• _DIRECTIVE_
Find and return each line containing "this".

• _DATASET EXTRACT_
▬▬▬

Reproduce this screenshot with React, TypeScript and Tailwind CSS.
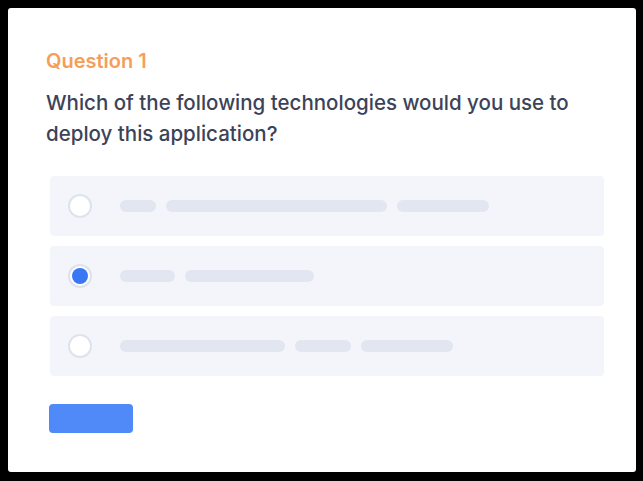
export default function App() {
  const options = [
    { selected: false, bars: [36, 221, 92] },
    { selected: true, bars: [55, 129] },
    { selected: false, bars: [165, 56, 92] },
  ]

  return (
    <div className="w-[643px] h-[481px] bg-black p-[8px] font-['Inter',sans-serif]">
      <div className="w-[628px] h-[464px] bg-white rounded-[3px] pl-[38px] pt-[41px]">
        <h3 className="text-[20px] leading-[24px] font-semibold text-[#f59e5a]">Question 1</h3>
        <p className="mt-[14px] w-[550px] text-[20.5px] leading-[31px] font-medium text-[#3c4358]">
          Which of the following technologies would you use to deploy this application?
        </p>
        <div className="mt-[27px] ml-[4px] w-[554px] flex flex-col gap-[10px]">
          {options.map((o, i) => (
            <div key={i} className="h-[60px] rounded-[4px] bg-[#f3f5fb] flex items-center pl-[18px]">
              <div className="w-[24px] h-[24px] rounded-full bg-white border-2 border-[#dde3ee] flex items-center justify-center">
                {o.selected && <div className="w-[16px] h-[16px] rounded-full bg-[#3a77f5]" />}
              </div>
              <div className="ml-[28px] flex gap-[10px]">
                {o.bars.map((w, j) => (
                  <div key={j} className="h-[12px] rounded-full bg-[#e1e6f0]" style={{ width: w }} />
                ))}
              </div>
            </div>
          ))}
        </div>
        <button className="mt-[28px] ml-[3px] w-[84px] h-[29px] rounded-[4px] bg-[#5089f8]" />
      </div>
    </div>
  )
}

▬▬▬

• _RIGHT ANSWER_
Reproduce this screenshot with React, TypeScript and Tailwind CSS.
          Which of the following technologies would you use to deploy this application?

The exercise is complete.